What’s it like working front of house? And how much can you expect to earn? Zoe Hardie answers your most common questions.
Front of house refers to the areas in a theatre, venue or visitor attraction that are accessed by the public. Front-of-house staff are responsible for looking after the public to make sure their visit is safe and enjoyable.
Is front of house for you?
Front of house can bit a bit of a catch-all phrase, so if you work in this role you can expect to be anything from an usher to box office staff.
Whatever area of front of house you are in, you will need to polite, patient, friendly and a good communicator.
Stamina can be important, especially for ushers who are on their feet for long periods.
As front-of-house jobs often involve working irregular hours, including evenings and weekends, it may not be for you if you want a nine to five job.
A good level of numeracy is necessary for box office work, as well as well-developed IT skills. You also need to be a team-player and able to work in a fast-paced environment.
Why work in front of house?
Many people enjoy the variety of responsibilities and take satisfaction from providing good customer service.
Gabrielle Gifford (below), Front of House Coordinator at Motorpoint Arena Cardiff, gave some insight into her work: “No two days are ever the same and the hours always vary. However, this keeps me on my toes and allows me room to progress. My role can include booking in venue stewards for shifts, hiring new venue staff, ensuring there is an adequate number of staff to cover the events and running our venue hospitality packages.

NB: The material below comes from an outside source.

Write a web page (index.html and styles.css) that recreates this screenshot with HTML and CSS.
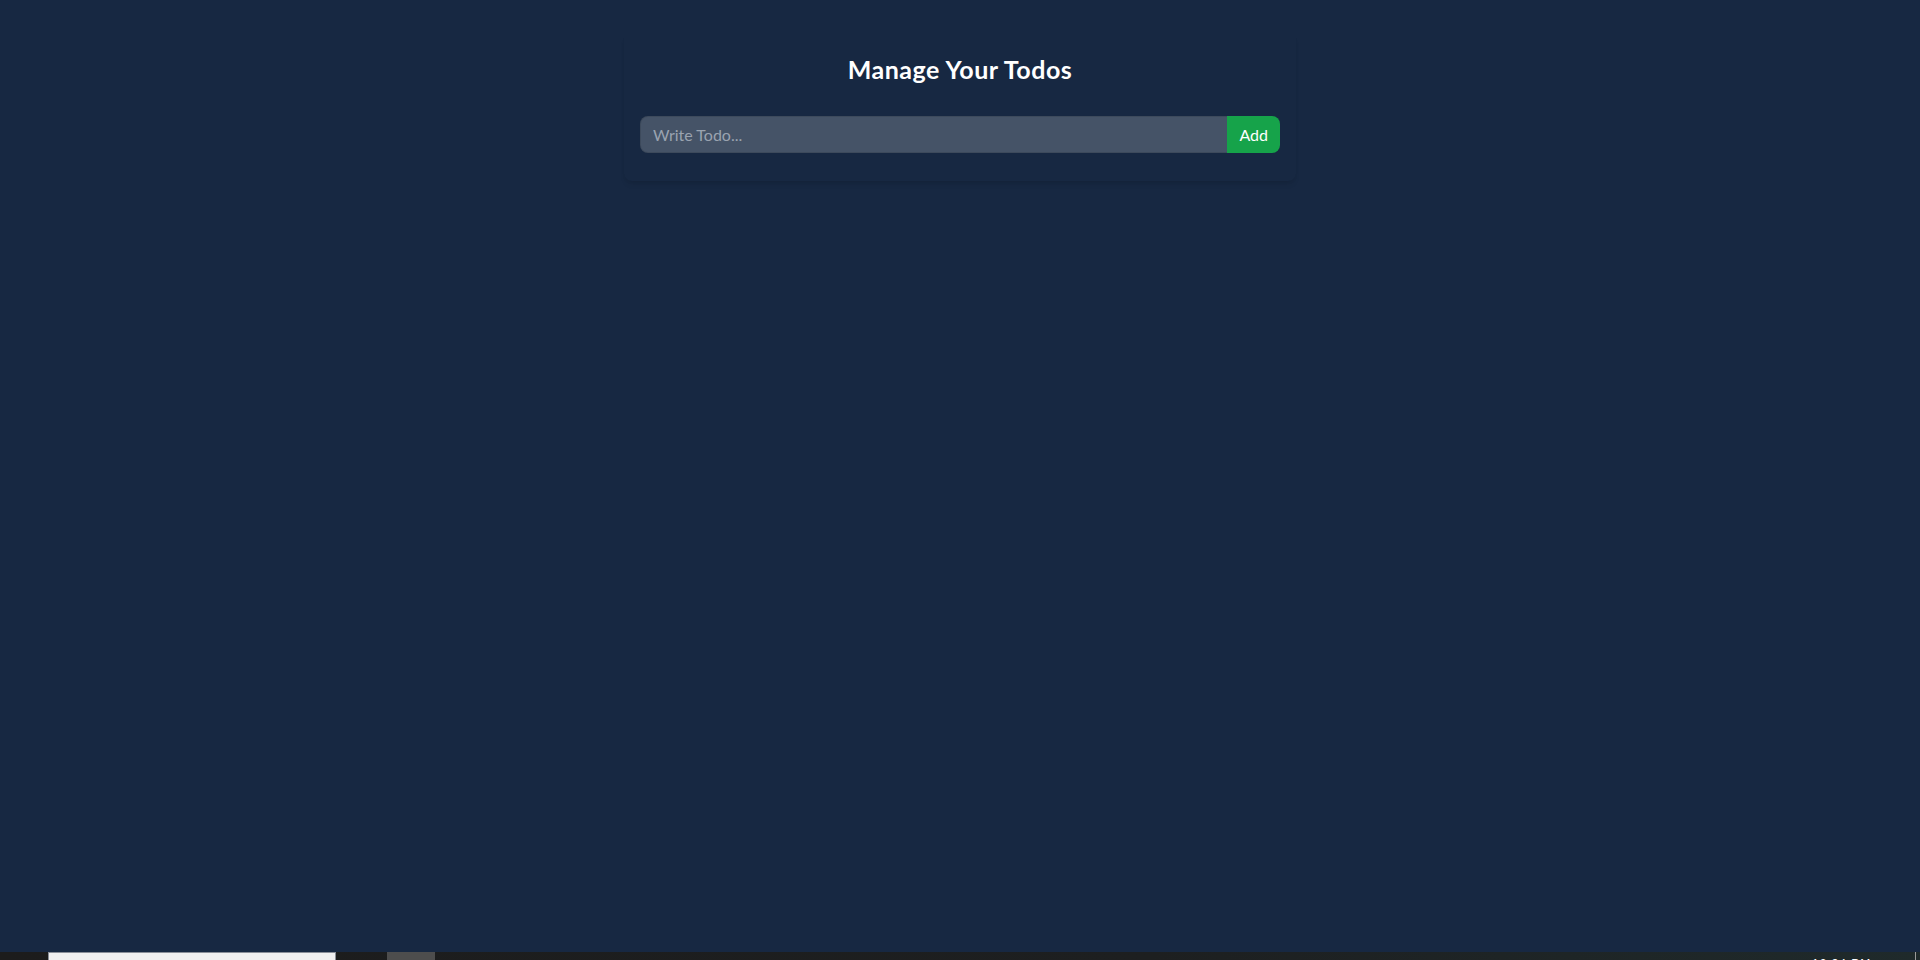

“When standard office hours are over, my role leads me into the running of the venue concerts where I am responsible for the safe running of the front-of-house department. This includes dealing with our customers, ensuring they have a great experience and assisting with any problems they may encounter at the venue, while also liaising with our security and first aid teams to ensure the safety of the event is never compromised.
“I always find it rewarding when the long hours pay off and you see thousands of happy fans leaving the venue at the end of the night.”
Front-of house work can be a great introduction to a career in the arts, putting you in the front line of activity and exposing you to the many different teams that keep a venue in operation.
The sub-sectors which tend to need front-of-house staff (from museums and galleries to music and performing arts) are growing on the whole, and front-of-house staff provide a crucial support service for them.
How do I get started?
Academic entry qualifications can vary, although most employers will look for a good standard of English, IT and Maths at GCSE as a minimum.
Enthusiasm and a proven interest in the work can be equally important. You should be a ‘people person’ with an interest in customer care. Any experience working in retail or customer services will be useful. Your aim should be to build your customer service skills along with an understanding of how a building that houses arts events is run.
As front-of-house work is seen as a way into live events, some applicants can be highly qualified with degrees in subjects such as Theatre Studies and Museum Studies. However, these are not necessary for getting work in this area.
It is always worth approaching possible companies with a well-prepared CV and covering letter or email, as jobs may not always be widely advertised or they may have casual work available.
Apprenticeships are one way into front-of-house work. Apprentices are likely to be on the Creative & Cultural Venue Operations or Business Administration frameworks. If you choose the apprenticeship route, you will earn money, gain skills and achieve work-related qualifications at the same time.
Gabrielle explained her journey so far: “I got into the live music sector through my apprenticeship – I had no previous experience in this field. Since my apprenticeship, I have met many contacts within the industry. This has allowed me to work at many of Live Nations’ biggest music festivals, such as Creamfields and Wireless, which has always been a dream of mine.”
What are my career prospects?
Front-of-house staff are employed throughout the sector, so you could work in a large national museum as part of a big team, or a small theatre company as the only front-of-house staff member.
Chances of progression are good and vacancies are widely advertised. It is common for ushers and front-of-house assistants to be promoted to box office and front-of-house managers. However, you may need to seek employment in other organisations to move up the ladder.
Earnings for front-of-house staff can vary greatly according to the size and location of the venue. Casual temporary contracts are common, where wages can start at the minimum wage for an usher or box office assistant and rise with more experience. If you work for a large venue or are based in London, wages are normally higher. A box officer manager might start on around £8.20 an hour, which equates to an annual salary of £17,000. Box office managers with more experience, or who are based in London might earn between £18,000 and £22,000, or higher.
There are so many routes in, but first job titles might be usher, box office assistant, receptionist, front-of-house assistant or cultural venue operations apprentice. The work of an usher, for example, includes helping people enter and exit a venue, taking account of special access requirements. They can check tickets, answer queries and sell merchandise.
Box office staff will use computerised ticketing systems to process tickets. They may handle cash for events or exhibitions, provide administrative support to venue managers, undertake receptionist duties and deal with the public face-to-face and over the phone. They may deal with a wide range of people, including promoters and venue managers. They will often monitor ticket sales, producing reports and financial information for management and therefore contributing to the effective running of the business.